Faute de moyens, faute de journaux acceptant des reportages au long cours, faute de reporters assurés de publier leurs travaux. Visa pour l’image a donc l’avantage de proposer des reportages en marge des publications habituelles, et surtout riches de plusieurs dizaines de photographies. Loin d’un zapping ou d’une illustration choc. Entre travaux récents et rétrospectives, non pas une image de William Klein, par exemple, mais une cinquantaine, partagée entre New York, Rome, Moscou et Tokyo. Des cadrages rigoureux, qui jouent avec le temps, le sujet et la matière au fond du sujet, des compositions flirtant avec le sublime, l’air de rien, telle cette couronne de nonnes en extase devant le pape, ou ce ruban de jeunes branleurs sur la plage d’Ostia, façon Vitelloni. Non pas une image encore d’Antonio Bolfo, mais une trentaine, pour raconter l’opération « Impact » d’un département de la police de New York, visant à confronter les plus jeunes de leurs agents aux quartiers les plus dangereux de la ville. Bolfo s’est calé dans la sueur froide de cette immersion dans le Bronx. Malgré leur manque d’expérience et les difficultés de la besogne, les agents sont parvenus à faire chuter le taux de criminalité à grands coups d’arrestations. De quoi détériorer des relations entre des habitants fliqués et des policiers à bout de nerfs.

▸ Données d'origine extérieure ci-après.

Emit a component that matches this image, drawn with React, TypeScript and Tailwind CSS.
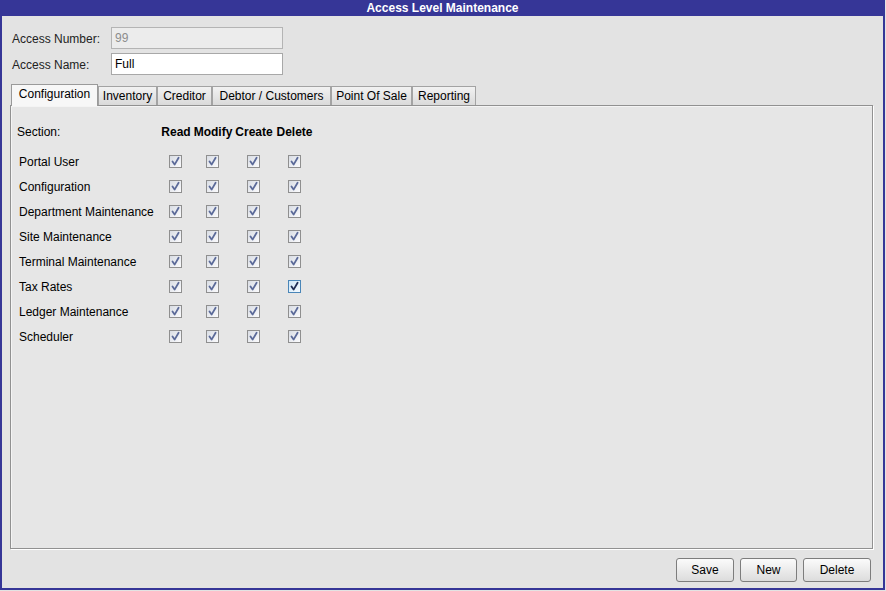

Toujours dans la Grosse Pomme, dans les entrailles et la pénombre de la ville, des hommes, des femmes survivent dans les replis de campements de fortune, malgré les efforts de la municipalité pour les expulser. Andrea Star Reese livre l’histoire de la résistance et de l’humanité de quelques êtres en marge de la société, au bout d’une impasse, sous un pont, le long d’un tunnel ferroviaire, dans un bâtiment délabré. Ça bricole à l’infini entre l’ombre et la lumière, les éclats acidulés de l’existence. On ramasse des canettes à recycler, fouille les poubelles, tire des fils de cuivre. Foin de misérabilisme, de pathos tremblotant. Reese raconte la vie de ces hérauts de la dignité et de la détermination.
Sismographe d’un monde qui tire la gueule, Visa pour l’image propose à son habitude des reportages récents, collés à l’actualité : le métal radioactif pillé à Tchernobyl (Guillaume Herbaut), les urgences à l’hôpital de Gonesse (Grégoire Korganow), le parcours d’un soldat américain en Irak (Craig Walker), la souffrance des ethnies dans le Caucase du Sud (Justyna Mielnikiewicz), les tribulations commerciales le long du fleuve Congo (Cédric Gerbehaye). Et si peu de thèmes se dégagent, le sentiment religieux occupe nombre de reportages.
À commencer par le regard de Stéphanie Sinclair sur l’Église fondamentaliste de Jésus-Christ des saints des derniers jours (FSDJ), l’une des sectes mormones les plus fermées, et connue pour sa pratique de la polygamie. À suivre par les pratiques de l’islam, saisies par Munem Wasif dans son pays natal, le Bangladesh. Des prières du soir à l’enterrement d’un proche, d’une circoncision aux cours d’arabe pour quelques gamines dans une madrassa , de l’effigie israélo-américaine brûlée lors d’une manifestation contre les attaques israéliennes à Gaza au sacrifice d’une vache… Plus large, le pèlerinage photographique de Kazuyoshi Nomachi témoigne de la relation que les hommes entretiennent avec leur environnement. En images, se succèdent une gigantesque thangka (pièce de toile portant une image religieuse), déroulée au flanc d’une montagne tibétaine, des pèlerins en route pour la ville sacrée de Lhassa, rampant des kilomètres pour exprimer leur dévotion, les ruines du monastère de Toling, une cérémonie à Bénarès, la traversée des dunes algériennes, la célébration du moussem au Maroc, une nuit de ramadan à La Mecque et son flot de pèlerins, d’autres milliers de fervents sur l’altiplano péruvien. À chaque fois, dans un déploiement des couleurs restreint par le cadre, une rencontre entre l’immensité et le nombre. Le tout fixé dans la boîte noire du photojournalisme.